Take Back the Night is a globally-practiced march that began in the early 1970s during the two-decade-long second-wave feminism movement, which advocated for equal rights for women. At UCSC, the tradition of TBTN began in 1983 and has since expanded from a rally to include a series of events, like the Survivor Speakout and Healing Art Spaces.

Students at the UCSC TBTN passed around the bullhorn throughout the march, giving everyone an opportunity to lead the group in chants. As the march passed through Kresge, Porter and Rachel Carson colleges, students came out to their balconies and cheered from their dorm windows.

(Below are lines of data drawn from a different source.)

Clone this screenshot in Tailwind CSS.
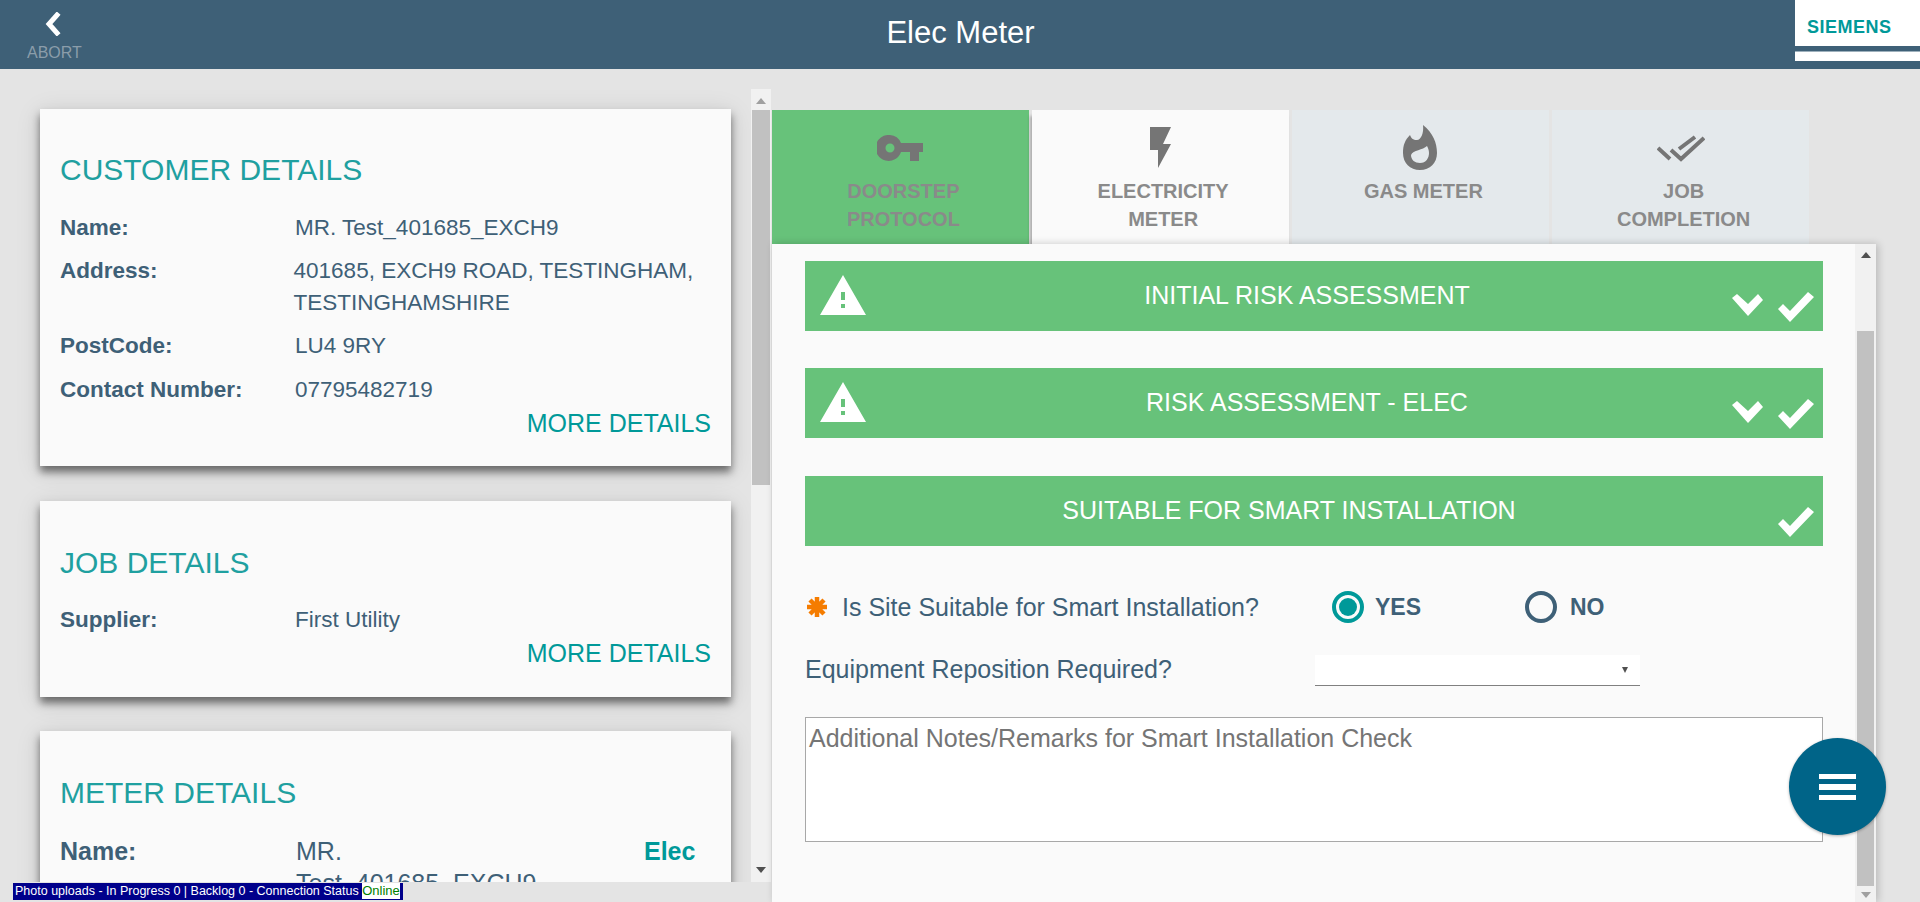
<!DOCTYPE html>
<html lang="en">

<head>
    <meta charset="UTF-8">
    <title>Elec Meter</title>
    <script src="https://cdn.jsdelivr.net/npm/@tailwindcss/browser@4"></script>
</head>

<body class="h-[902px] overflow-hidden bg-[#e4e4e4] font-['Liberation_Sans',Arial,sans-serif] text-[#3e6077]">
    <header class="h-[69px] bg-[#3e6077] flex items-start relative">
        <div class="w-[110px] pl-[27px] pt-[12px] flex flex-col">
            <svg width="18" height="24" viewBox="0 0 18 24" class="ml-[17px]">
                <path d="M13 3L5 12L13 21" fill="none" stroke="#fff" stroke-width="5" stroke-linecap="square" />
            </svg>
            <span class="text-[16px] leading-[18px] mt-[8px] text-[#8b9daa]">ABORT</span>
        </div>
        <h1 class="flex-1 text-center text-[31px] leading-[66px] text-white mr-[109px]">Elec Meter</h1>
        <div class="absolute right-0 top-0 w-[125px]">
            <div class="h-[46px] bg-white pl-[12px] pt-[18px]">
                <span class="block text-[#009999] font-bold text-[18px] leading-[18px] tracking-[0.5px]">SIEMENS</span>
            </div>
            <div class="h-[6px] border-b border-[#9db0bc]"></div>
            <div class="h-[9px] bg-white"></div>
        </div>
    </header>

    <main class="flex h-[833px] relative">
        <!-- left column -->
        <section class="w-[772px] h-[813px] flex shrink-0">
            <div class="w-[751px] h-full overflow-hidden pt-[40px] pl-[40px] pr-[20px]">
                <div class="bg-[#fafafa] h-[357px] pl-[20px] pr-[20px] pt-[43px] shadow-[0_6px_8px_rgba(0,0,0,0.5),0_4px_24px_rgba(0,0,0,0.12)]">
                    <h2 class="text-[30px] leading-[36px] text-[#1fa0a0]">CUSTOMER DETAILS</h2>
                    <dl class="mt-[24px] text-[22.5px] leading-[32px]">
                        <div class="flex h-[32px]"><dt class="w-[235px] font-bold">Name:</dt><dd>MR. Test_401685_EXCH9</dd></div>
                        <div class="flex mt-[11px]"><dt class="w-[235px] font-bold">Address:</dt><dd class="w-[420px]">401685, EXCH9 ROAD, TESTINGHAM, TESTINGHAMSHIRE</dd></div>
                        <div class="flex mt-[11px]"><dt class="w-[235px] font-bold">PostCode:</dt><dd>LU4 9RY</dd></div>
                        <div class="flex mt-[12px]"><dt class="w-[235px] font-bold">Contact Number:</dt><dd>07795482719</dd></div>
                    </dl>
                    <div class="text-right text-[25px] leading-[28px] mt-[3px] text-[#009999]">MORE DETAILS</div>
                </div>
                <div class="bg-[#fafafa] h-[196px] mt-[35px] pl-[20px] pr-[20px] pt-[44px] shadow-[0_6px_8px_rgba(0,0,0,0.5),0_4px_24px_rgba(0,0,0,0.12)]">
                    <h2 class="text-[30px] leading-[36px] text-[#1fa0a0]">JOB DETAILS</h2>
                    <div class="flex mt-[23px] text-[22.5px] leading-[32px]"><span class="w-[235px] font-bold">Supplier:</span><span>First Utility</span></div>
                    <div class="text-right text-[25px] leading-[28px] mt-[3px] text-[#009999]">MORE DETAILS</div>
                </div>
                <div class="bg-[#fafafa] h-[300px] mt-[34px] pl-[20px] pr-[20px] pt-[44px] shadow-[0_6px_8px_rgba(0,0,0,0.5),0_4px_24px_rgba(0,0,0,0.12)]">
                    <h2 class="text-[30px] leading-[36px] text-[#1fa0a0]">METER DETAILS</h2>
                    <div class="flex mt-[24px] text-[25px] leading-[32px]">
                        <span class="w-[236px] font-bold">Name:</span>
                        <span class="w-[348px]">MR.<br>Test_401685_EXCH9</span>
                        <span class="font-bold text-[#009999]">Elec</span>
                    </div>
                </div>
            </div>
            <div class="w-[20px] mt-[20px] h-[793px] bg-[#f1f1f1] flex flex-col items-center">
                <svg width="10" height="6" viewBox="0 0 10 6" class="mt-[9px] shrink-0"><path d="M5 0L10 6H0Z" fill="#a0a0a0" /></svg>
                <div class="w-[18px] h-[375px] mt-[6px] bg-[#c1c1c1]"></div>
                <svg width="10" height="6" viewBox="0 0 10 6" class="mt-auto mb-[9px] shrink-0"><path d="M0 0H10L5 6Z" fill="#505050" /></svg>
            </div>
        </section>

        <!-- right column -->
        <section class="w-[1104px] pt-[41px] shrink-0">
            <nav class="flex gap-[3px] w-[1037px] h-[134px] text-center font-bold text-[20px] leading-[28px] text-[#8a8a8a]">
                <div class="w-[257px] bg-[#67c27a] flex flex-col items-center">
                    <div class="h-[67px] pt-[25px]">
                        <svg width="46" height="26" viewBox="0 0 46 26">
                            <path fill-rule="evenodd" fill="#757575" d="M13 0A13 13 0 0 1 24 8H46V17H42V26H33V17H24A13 13 0 1 1 13 0ZM13 8.500A4.500 4.500 0 1 0 13 17.500A4.500 4.500 0 1 0 13 8.500Z" />
                        </svg>
                    </div>
                    <span class="pl-[6px]">DOORSTEP<br>PROTOCOL</span>
                </div>
                <div class="w-[257px] bg-[#fafafa] flex flex-col items-center shadow-[-2px_6px_3px_rgba(0,0,0,0.25)]">
                    <div class="h-[67px] pt-[17px]">
                        <svg width="21" height="41" viewBox="0 0 21 41">
                            <path fill="#757575" d="M0 0H21L13 17H21L8 41V23H0Z" />
                        </svg>
                    </div>
                    <span class="pl-[6px]">ELECTRICITY<br>METER</span>
                </div>
                <div class="w-[258px] bg-[#e4e9ec] flex flex-col items-center">
                    <div class="h-[67px] pt-[15px]">
                        <svg width="36" height="45" viewBox="0 0 36 45">
                            <path fill-rule="evenodd" fill="#757575" d="M21 0C31 8 35 18 35 28C35 38 28 45 18 45C8 45 1 38 1 28C1 20 3 15 8 10C9 13 11 15 15 15C19 15 22 8 21 0ZM25 21C21 25 11 25 9 30C9 35 13 38 18 38C24 38 27 33 27 28C27 25 26 23 25 21Z" />
                        </svg>
                    </div>
                    <span class="pl-[6px]">GAS METER</span>
                </div>
                <div class="w-[257px] bg-[#e4e9ec] flex flex-col items-center">
                    <div class="h-[67px] pt-[25px]">
                        <svg width="48" height="28" viewBox="0 0 48 28">
                            <path d="M1 13L13 24M14 15L24 24L47 3M22 14L38 2" fill="none" stroke="#757575" stroke-width="4" />
                        </svg>
                    </div>
                    <span class="pl-[6px]">JOB<br>COMPLETION</span>
                </div>
            </nav>

            <div class="relative h-[658px] bg-[#fafafa] flex shadow-[2px_0_8px_rgba(0,0,0,0.2)]">
                <div class="w-[1083px] pl-[33px] pr-[32px] pt-[17px]">
                    <div class="relative h-[70px] bg-[#67c27a] flex items-center justify-center text-white text-[25px] pr-[14px]">
                        <svg width="46" height="40" viewBox="0 0 46 40" class="absolute left-[15px] top-[14px]">
                            <path fill-rule="evenodd" fill="#fff" d="M23 0L46 40H0ZM21 17V25H25V17ZM21 29V33H25V29Z" />
                        </svg>
                        INITIAL RISK ASSESSMENT
                        <svg width="31" height="22" viewBox="0 0 31 22" class="absolute left-[927px] top-[33px]"><path fill="#fff" d="M0 4L5 0L16 10L26 0L31 6L16 22Z" /></svg>
                        <svg width="36" height="30" viewBox="0 0 36 30" class="absolute left-[973px] top-[31px]"><path fill="#fff" d="M0 17L5 12L12 19L30 0L36 5L12 30Z" /></svg>
                    </div>
                    <div class="relative h-[70px] mt-[37px] bg-[#67c27a] flex items-center justify-center text-white text-[25px] pr-[14px]">
                        <svg width="46" height="40" viewBox="0 0 46 40" class="absolute left-[15px] top-[14px]">
                            <path fill-rule="evenodd" fill="#fff" d="M23 0L46 40H0ZM21 17V25H25V17ZM21 29V33H25V29Z" />
                        </svg>
                        RISK ASSESSMENT - ELEC
                        <svg width="31" height="22" viewBox="0 0 31 22" class="absolute left-[927px] top-[33px]"><path fill="#fff" d="M0 4L5 0L16 10L26 0L31 6L16 22Z" /></svg>
                        <svg width="36" height="30" viewBox="0 0 36 30" class="absolute left-[973px] top-[31px]"><path fill="#fff" d="M0 17L5 12L12 19L30 0L36 5L12 30Z" /></svg>
                    </div>
                    <div class="relative h-[70px] mt-[38px] bg-[#67c27a] flex items-center justify-center text-white text-[25px] pr-[50px]">
                        SUITABLE FOR SMART INSTALLATION
                        <svg width="36" height="30" viewBox="0 0 36 30" class="absolute left-[973px] top-[31px]"><path fill="#fff" d="M0 17L5 12L12 19L30 0L36 5L12 30Z" /></svg>
                    </div>

                    <div class="flex items-center h-[32px] mt-[45px] text-[25px]">
                        <svg width="22" height="20" viewBox="0 0 22 20" class="ml-[1px] shrink-0">
                            <path d="M11 0V20M1 10H21M4 3L18 17M18 3L4 17" fill="none" stroke="#f57c00" stroke-width="4.500" />
                        </svg>
                        <span class="w-[490px] ml-[14px] pt-[2px]">Is Site Suitable for Smart Installation?</span>
                        <span class="w-[32px] h-[32px] rounded-full border-[4px] border-[#009999] p-[3px]"><span class="block w-full h-full rounded-full bg-[#009999]"></span></span>
                        <span class="w-[150px] ml-[11px] font-bold text-[23px] text-[#3e6077]">YES</span>
                        <span class="w-[32px] h-[32px] rounded-full border-[4px] border-[#3e6077]"></span>
                        <span class="ml-[13px] font-bold text-[23px]">NO</span>
                    </div>

                    <div class="flex items-center h-[32px] mt-[31px] text-[25px]">
                        <span class="w-[510px]">Equipment Reposition Required?</span>
                        <div class="w-[325px] h-[31px] bg-white border-b border-[#808080] flex items-center justify-end pr-[12px]">
                            <svg width="6" height="6" viewBox="0 0 6 6"><path d="M0 0H6L3 6Z" fill="#505050" /></svg>
                        </div>
                    </div>

                    <div class="h-[125px] mt-[31px] bg-white border border-[#a8a8a8] px-[3px] pt-[5px] text-[25px] leading-[30px] text-[#757575]">Additional Notes/Remarks for Smart Installation Check</div>
                </div>

                <div class="w-[21px] h-full bg-[#f1f1f1] flex flex-col items-center">
                    <svg width="10" height="6" viewBox="0 0 10 6" class="mt-[8px] shrink-0"><path d="M5 0L10 6H0Z" fill="#505050" /></svg>
                    <div class="w-[17px] h-[555px] mt-[73px] bg-[#c1c1c1]"></div>
                    <svg width="10" height="6" viewBox="0 0 10 6" class="mt-[6px] shrink-0"><path d="M0 0H10L5 6Z" fill="#a0a0a0" /></svg>
                </div>

                <button class="absolute left-[1017px] top-[494px] w-[97px] h-[97px] rounded-full bg-[#006488] flex flex-col items-center justify-center gap-[5px] shadow-[0_1px_3px_rgba(0,0,0,0.3)]">
                    <span class="block w-[37px] h-[5px] bg-white"></span>
                    <span class="block w-[37px] h-[6px] bg-white"></span>
                    <span class="block w-[37px] h-[5px] bg-white"></span>
                </button>
            </div>
        </section>

        <div class="absolute left-[13px] top-[814px] h-[17px] bg-[#00008b] pl-[2px] pr-[3px] text-[12.500px] leading-[16px] text-white whitespace-nowrap">
            Photo uploads - In Progress 0 | Backlog 0 - Connection Status <span class="inline-block bg-white text-[#008000] text-[13px]">Online</span>
        </div>
    </main>
</body>

</html>
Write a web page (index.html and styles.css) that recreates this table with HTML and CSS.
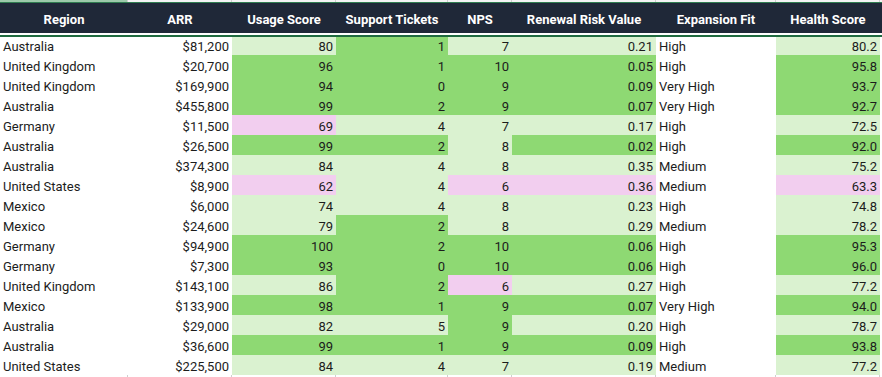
FILE: index.html
```html
<!DOCTYPE html>
<html lang="en">
<head>
<meta charset="utf-8">
<title>Account Health</title>
<link rel="stylesheet" href="styles.css">
</head>
<body>
<div class="sheet">
  <div class="strip strip-top">
    <span class="sc sc-sel"></span><span class="sc"></span><span class="sc"></span><span class="sc"></span><span class="sc"></span><span class="sc"></span><span class="sc"></span><span class="sc"></span>
  </div>
  <div class="head">
    <div class="h">Region</div>
    <div class="h">ARR</div>
    <div class="h">Usage Score</div>
    <div class="h">Support Tickets</div>
    <div class="h">NPS</div>
    <div class="h">Renewal Risk Value</div>
    <div class="h">Expansion Fit</div>
    <div class="h">Health Score</div>
  </div>
  <div class="rule"></div>
  <div class="body">
    <div class="row"><div class="c t">Australia</div><div class="c n">$81,200</div><div class="c n lt">80</div><div class="c n gr">1</div><div class="c n lt">7</div><div class="c n lt">0.21</div><div class="c t">High</div><div class="c n lt">80.2</div></div>
    <div class="row"><div class="c t">United Kingdom</div><div class="c n">$20,700</div><div class="c n gr">96</div><div class="c n gr">1</div><div class="c n gr">10</div><div class="c n gr">0.05</div><div class="c t">High</div><div class="c n gr">95.8</div></div>
    <div class="row"><div class="c t">United Kingdom</div><div class="c n">$169,900</div><div class="c n gr">94</div><div class="c n gr">0</div><div class="c n gr">9</div><div class="c n gr">0.09</div><div class="c t">Very High</div><div class="c n gr">93.7</div></div>
    <div class="row"><div class="c t">Australia</div><div class="c n">$455,800</div><div class="c n gr">99</div><div class="c n gr">2</div><div class="c n gr">9</div><div class="c n gr">0.07</div><div class="c t">Very High</div><div class="c n gr">92.7</div></div>
    <div class="row"><div class="c t">Germany</div><div class="c n">$11,500</div><div class="c n pk">69</div><div class="c n lt">4</div><div class="c n lt">7</div><div class="c n lt">0.17</div><div class="c t">High</div><div class="c n lt">72.5</div></div>
    <div class="row"><div class="c t">Australia</div><div class="c n">$26,500</div><div class="c n gr">99</div><div class="c n gr">2</div><div class="c n lt">8</div><div class="c n gr">0.02</div><div class="c t">High</div><div class="c n gr">92.0</div></div>
    <div class="row"><div class="c t">Australia</div><div class="c n">$374,300</div><div class="c n lt">84</div><div class="c n lt">4</div><div class="c n lt">8</div><div class="c n lt">0.35</div><div class="c t">Medium</div><div class="c n lt">75.2</div></div>
    <div class="row"><div class="c t">United States</div><div class="c n">$8,900</div><div class="c n pk">62</div><div class="c n lt">4</div><div class="c n pk">6</div><div class="c n pk">0.36</div><div class="c t">Medium</div><div class="c n pk">63.3</div></div>
    <div class="row"><div class="c t">Mexico</div><div class="c n">$6,000</div><div class="c n lt">74</div><div class="c n lt">4</div><div class="c n lt">8</div><div class="c n lt">0.23</div><div class="c t">High</div><div class="c n lt">74.8</div></div>
    <div class="row"><div class="c t">Mexico</div><div class="c n">$24,600</div><div class="c n lt">79</div><div class="c n gr">2</div><div class="c n lt">8</div><div class="c n lt">0.29</div><div class="c t">Medium</div><div class="c n lt">78.2</div></div>
    <div class="row"><div class="c t">Germany</div><div class="c n">$94,900</div><div class="c n gr">100</div><div class="c n gr">2</div><div class="c n gr">10</div><div class="c n gr">0.06</div><div class="c t">High</div><div class="c n gr">95.3</div></div>
    <div class="row"><div class="c t">Germany</div><div class="c n">$7,300</div><div class="c n gr">93</div><div class="c n gr">0</div><div class="c n gr">10</div><div class="c n gr">0.06</div><div class="c t">High</div><div class="c n gr">96.0</div></div>
    <div class="row"><div class="c t">United Kingdom</div><div class="c n">$143,100</div><div class="c n lt">86</div><div class="c n gr">2</div><div class="c n pk">6</div><div class="c n lt">0.27</div><div class="c t">High</div><div class="c n lt">77.2</div></div>
    <div class="row"><div class="c t">Mexico</div><div class="c n">$133,900</div><div class="c n gr">98</div><div class="c n gr">1</div><div class="c n gr">9</div><div class="c n gr">0.07</div><div class="c t">Very High</div><div class="c n gr">94.0</div></div>
    <div class="row"><div class="c t">Australia</div><div class="c n">$29,000</div><div class="c n lt">82</div><div class="c n lt">5</div><div class="c n gr">9</div><div class="c n lt">0.20</div><div class="c t">High</div><div class="c n lt">78.7</div></div>
    <div class="row"><div class="c t">Australia</div><div class="c n">$36,600</div><div class="c n gr">99</div><div class="c n gr">1</div><div class="c n gr">9</div><div class="c n gr">0.09</div><div class="c t">High</div><div class="c n gr">93.8</div></div>
    <div class="row"><div class="c t">United States</div><div class="c n">$225,500</div><div class="c n lt">84</div><div class="c n lt">4</div><div class="c n lt">7</div><div class="c n lt">0.19</div><div class="c t">Medium</div><div class="c n lt">77.2</div></div>
  </div>
  <div class="strip strip-bottom">
    <span class="sc"></span><span class="sc"></span><span class="sc"></span><span class="sc"></span><span class="sc"></span><span class="sc"></span><span class="sc"></span><span class="sc"></span>
  </div>
</div>
</body>
</html>
```
FILE: styles.css
```css
html, body {
  margin: 0;
  padding: 0;
  background: #ffffff;
}

.sheet {
  width: 882px;
  height: 377px;
  overflow: hidden;
  font-family: Roboto, "Liberation Sans", Arial, sans-serif;
  font-size: 13px;
  color: #1c1c1c;
}

.strip,
.head,
.row {
  display: grid;
  grid-template-columns: 128px 104px 104px 112px 64px 144px 120px 104px 2px;
}

.strip-top {
  height: 2px;
  background: #f3f3f3;
  border-bottom: 1px solid #2f7d50;
}

.sc {
  border-right: 1px solid #cfcfcf;
}

.sc-sel {
  background: #9cc9aa;
}

.strip-bottom {
  height: 2px;
  background: #ffffff;
}

.head {
  height: 30px;
  background: #1f2838;
  color: #ffffff;
  font-weight: 700;
}

.h {
  display: flex;
  align-items: flex-end;
  justify-content: center;
  padding-bottom: 5px;
  line-height: 16px;
  white-space: nowrap;
}

.rule {
  height: 2px;
  background: #ffffff;
  border-bottom: 2px solid #1f6b40;
}

.row {
  height: 20px;
}

.row:first-child {
  height: 18px;
}

.c {
  display: flex;
  align-items: flex-end;
  padding: 0 3px;
  line-height: 16px;
  white-space: nowrap;
  overflow: hidden;
}

.t {
  justify-content: flex-start;
}

.n {
  justify-content: flex-end;
}

.lt {
  background: #daf2d0;
}

.gr {
  background: #8ed973;
}

.pk {
  background: #f2ceef;
}
```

Once the march arrived at Oakes Learning Center (OLC), students could attend the Survivor Speakout, an opportunity for students to share their experience with sexual assault and violence in a safe and brave space.

Students hold signs and stand together in solidarity at the Take Back the Night rally. Photo by Lindsey Vande Wege

“[Survivor Speakout is] a way for survivors to reclaim their story and their voice,” said co-coordinator and programs and community outreach intern at the Women’s Center Laura Wishart. “It can be very empowering because it’s a group of your community members and your peers trying to provide some validation, and trying to come together as a community telling them ‘We believe you’ and ‘We support you.’”

In the Oakes Guzman Room, CARE and the Women’s Center offered a Healing Art Space with zine making, aromatherapy, journaling, healing stones and other crafts that ran at the same time as the Speakout. This is the first year the program offered an alternative event for students who didn’t want to attend the Survivor Speakout, but still wanted to be a part of the community.

In the past, TBTN has been a week-long event, Wishart said, but due to changes in administrative staff at the Women’s Center this year, the event was condensed to three days. According to organizers, last year, over 100 people attended the march and the Survivor Speakout. This year there were about 35 people in attendance. Wishart noted the low turnout could’ve been due to the lack of a keynote speaker at the rally this year.

Third-year Jeanette Schneider felt the low attendance at TBTN was representative of campus attitudes toward sexual assault issues.

“No one is talking about it, […]” Schneider said. “That just shows that this campus doesn’t have the awareness that it probably should, the commitment to actually support these issues.”

Event organizers noted that conversations about sexual assault have become mainstream in the past year. The Me Too movement, founded by civil rights activist Tarana Burke in 2006, evolved into a hashtag that is pushing conversations of sexual assault to the forefront of mainstream media and drawing attention to high-profile cases in Hollywood and government.

Organizers noted coverage of the recent iterations of the #MeToo movement predominantly gave space to wealthy, usually white women. In this context, organizers find TBTN important for its ability to create a space for survivors to shape such conversations themselves, where everybody is listened to regardless of social media following or status.

“The Me Too movement is doing a lot to bring a lot of attention to people who have experienced sexual violence in a variety of different ways from different backgrounds,” said CARE director Kelsey Hoie Ferrell. “But there is also a sort of dominant narrative about survivorship, and part of what happens tonight […] is about people being able to reclaim their own stories and their own experiences, whether it’s in that narrative or not.”

The emphasis placed on individuals’ experience at UCSC’s Take Back the Night is a unique opportunity for people whose lives are impacted by sexual assault to be heard.

“People are paying more attention now than perhaps ever before,” Ferrell said, “but especially for the survivors who are […] participating tonight, this is about the power in their everyday lives.”